Background: Accumulating evidence indicates decreased melatonin levels in patients with schizophrenia. Insomnia, mainly difficulty in falling asleep at night, is commonly reported in this population. Association of insomnia with low or abnormal melatonin rhythms has been repeatedly documented. Melatonin is an endogenous sleep promoter in humans. We hypothesized that insomnia in patients with schizophrenia may be partially due to diminished melatonin output. In this study, we measured melatonin output in patients with chronic schizophrenia and assessed the effects of melatonin replacement on their sleep quality.
Method: In a randomized, double-blind, cross-over, clinically based trial, 19 patients with DSM-IV schizophrenia who were treated with the normal treatment regimen were given melatonin (2 mg, controlled release) or placebo for 2 treatment periods of 3 weeks each with 1 week washout between treatment periods (7 weeks total). For measuring endogenous melatonin production, urine was collected from each patient every 3 hours between 9:00 p.m. and 9:00 a.m. Actigraphy was performed for 3 consecutive nights at the end of each period. Activity- and rest-derived sleep parameters were compared for the whole population with treatment arm as the intervening variable. A separate analysis was performed for patients subgrouped into high versus low sleep efficiency.

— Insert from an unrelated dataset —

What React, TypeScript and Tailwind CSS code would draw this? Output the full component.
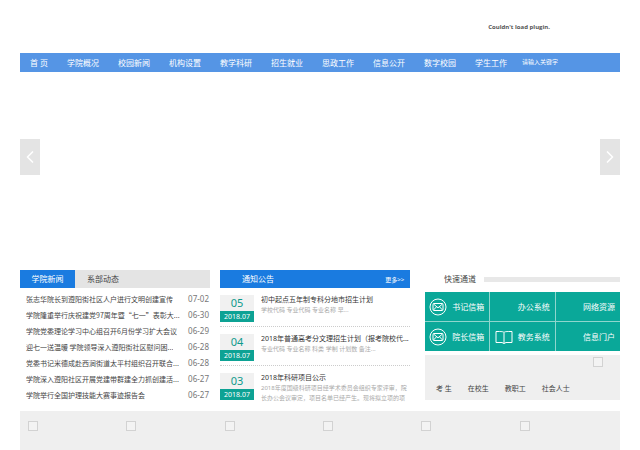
import { ChevronLeft, ChevronRight } from 'lucide-react'

const navItems = [
  '首 页',
  '学院概况',
  '校园新闻',
  '机构设置',
  '教学科研',
  '招生就业',
  '思政工作',
  '信息公开',
  '数字校园',
  '学生工作',
]

const news = [
  { title: '张志华院长到遵阳街社区人户进行文明创建宣传', date: '07-02' },
  { title: '学院隆重举行庆祝建党97周年暨“七一”表彰大...', date: '06-30' },
  { title: '学院党委理论学习中心组召开6月份学习扩大会议', date: '06-29' },
  { title: '迎七一送温暖 学院领导深入遵阳街社区慰问困...', date: '06-28' },
  { title: '党委书记米德成赴西涧街道太平村组织召开联合...', date: '06-28' },
  { title: '学院深入遵阳社区开展党建带群建全力抓创建活...', date: '06-27' },
  { title: '学院举行全国护理技能大赛事迹报告会', date: '06-27' },
]

const notices = [
  {
    day: '05',
    month: '2018.07',
    title: '初中起点五年制专科分地市招生计划',
    text: '学校代码 专业代码 专业名称 早...',
  },
  {
    day: '04',
    month: '2018.07',
    title: '2018年普通高考分文理招生计划（报考院校代...',
    text: '专业代码 专业名称 科类 学制 计划数 备注...',
  },
  {
    day: '03',
    month: '2018.07',
    title: '2018年科研项目公示',
    text: '2018年度国级科研项目经学术委员会组织专家评审，院长办公会议审定，项目名单已经产生。现将拟立项的项',
  },
]

const shortcuts = [
  { name: '书记信箱', icon: 'mail' },
  { name: '办公系统' },
  { name: '网络资源' },
  { name: '院长信箱', icon: 'mail' },
  { name: '教务系统', icon: 'book' },
  { name: '信息门户' },
]

const groups = ['考 生', '在校生', '教职工', '社会人士']

function MailIcon() {
  return (
    <svg viewBox="0 0 18 18" className="size-[18px]" fill="none" stroke="white" strokeWidth="1">
      <circle cx="9" cy="9" r="8" />
      <rect x="4" y="5.5" width="10" height="7" rx="1" />
      <path d="M4.5 6l4.5 3.8L13.5 6M4.5 12l3-3.2M13.5 12l-3-3.2" />
    </svg>
  )
}

function BookIcon() {
  return (
    <svg viewBox="0 0 18 18" className="size-[18px]" fill="none" stroke="white" strokeWidth="1">
      <path d="M9 4.5C8 3.500 7 3.500 1 3.500v11h6l2 1 2-1h6v-11c-6 0-7 0-8 1zM9 4.500v11" />
    </svg>
  )
}

function MissingImage() {
  return <span className="block size-[10px] border border-[#d2d2d2] bg-[#f3f3f3]" />
}

export default function App() {
  return (
    <div className="bg-white px-5 font-['Noto_Sans','Noto_Sans_CJK_SC',sans-serif] text-[#444]">
      <header className="flex h-[54px] items-center justify-end pr-[70px] -mb-px">
        <p className="font-['Open_Sans',sans-serif] text-[6px] font-bold text-[#555]">
          Couldn't load plugin.
        </p>
      </header>

      <nav className="flex h-[19px] items-center gap-[19px] bg-[#5595e5] pl-[10px] text-[8px] text-white">
        {navItems.map((item) => (
          <a key={item} href="#" className="whitespace-nowrap">
            {item}
          </a>
        ))}
        <input
          type="text"
          aria-label="搜索"
          placeholder="请输入关键字"
          className="-ml-1 min-w-0 flex-1 bg-transparent text-[6px] placeholder:text-white"
        />
      </nav>

      {/* Banner slider */}
      <section className="flex h-[198px] items-center justify-between pb-7">
        <button aria-label="上一张" className="flex h-[36px] w-5 items-center justify-center bg-[#e4e4e4]">
          <ChevronLeft className="size-5 text-white" strokeWidth={2} />
        </button>
        <button aria-label="下一张" className="flex h-[36px] w-5 items-center justify-center bg-[#e4e4e4]">
          <ChevronRight className="size-5 text-white" strokeWidth={2} />
        </button>
      </section>

      <main className="grid grid-cols-[19fr_19fr_20fr] gap-[10px]">
        {/* News */}
        <section className="min-w-0">
          <div className="flex h-[18px] bg-[#e4e4e4] text-[8px]">
            <button className="w-[55px] bg-[#1a7be0] text-white">学院新闻</button>
            <button className="px-3">系部动态</button>
          </div>
          <ul className="pt-[3px]">
            {news.map((item) => (
              <li key={item.title} className="flex h-4 items-center justify-between pl-[6px] pr-px">
                <a href="#" className="truncate font-['Noto_Sans_CJK_SC',sans-serif] text-[7px]">
                  {item.title}
                </a>
                <span className="text-[8px] text-[#777]">{item.date}</span>
              </li>
            ))}
          </ul>
        </section>

        {/* Notices */}
        <section className="min-w-0">
          <div className="flex h-[18px] items-center justify-between bg-[#1a7be0] pl-[22px] pr-[6px] text-white">
            <h2 className="text-[8px]">通知公告</h2>
            <a href="#" className="font-['Noto_Sans_CJK_SC',sans-serif] text-[6px]">
              更多&gt;&gt;
            </a>
          </div>
          <ul>
            {notices.map((item) => (
              <li
                key={item.day}
                className="flex h-[39px] gap-[7px] border-b border-dotted border-[#ccc] pt-[7px] last:border-b-0"
              >
                <div className="w-[34px] shrink-0 text-center">
                  <div className="h-4 bg-[#f1f1f1] text-[11px] leading-4 text-[#0e9a8c]">{item.day}</div>
                  <div className="h-[11px] bg-[#0da294] text-[7px] leading-[11px] text-white">{item.month}</div>
                </div>
                <div className="min-w-0 flex-1">
                  <h3 className="overflow-hidden whitespace-nowrap text-[7px] leading-[10px] text-[#333]">
                    {item.title}
                  </h3>
                  <p className="text-[6px] leading-[10px] text-[#aaa]">{item.text}</p>
                </div>
              </li>
            ))}
          </ul>
        </section>

        {/* Quick links */}
        <section className="min-w-0 pl-[5px]">
          <div className="flex h-[18px] items-center gap-2 pl-[19px]">
            <h2 className="text-[8px]">快速通道</h2>
            <span className="h-[5px] flex-1 bg-[#e8e8e8]" />
          </div>
          <div className="mt-1 grid grid-cols-3 gap-px bg-[#8fd6cd] text-[8px] text-white">
            {shortcuts.map((item) => (
              <a
                key={item.name}
                href="#"
                className="flex h-[29px] items-center justify-end gap-[5px] bg-[#0aa899] pr-[5px]"
              >
                {item.icon === 'mail' && <MailIcon />}
                {item.icon === 'book' && <BookIcon />}
                <span>{item.name}</span>
              </a>
            ))}
          </div>
          <div className="mt-1 flex h-[45px] flex-col justify-between bg-[#efefef] pb-[6px] pl-[11px] pr-[17px] pt-[2px]">
            <div className="flex justify-end">
              <MissingImage />
            </div>
            <div className="flex gap-4 text-[7px] leading-[10px]">
              {groups.map((name) => (
                <a key={name} href="#">
                  {name}
                </a>
              ))}
            </div>
          </div>
        </section>
      </main>

      <footer className="mt-[6px] grid min-h-[39px] grid-cols-6 bg-[#efefef] pl-2 pr-[2px] pt-[10px]">
        {[1, 2, 3, 4, 5, 6].map((n) => (
          <MissingImage key={n} />
        ))}
      </footer>
    </div>
  )
}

Results: All patients had low melatonin output. Melatonin replacement significantly improved rest-derived sleep efficiency compared with placebo (83.5% vs. 78.2%, p = .038) in this population. Improvement of sleep efficiency was significantly greater (p < .0014) in low-efficiency (80% vs. 67%) than high-efficiency sleepers (88% vs. 90%). In addition, during melatonin therapy, tendencies toward shortened sleep latency (by 40 minutes, p < .056) and increased sleep duration (by 45 minutes, p < .078) were observed in low- but not high-efficiency sleepers.
Conclusion: Melatonin improves sleep efficiency in patients with schizophrenia whose sleep quality is low.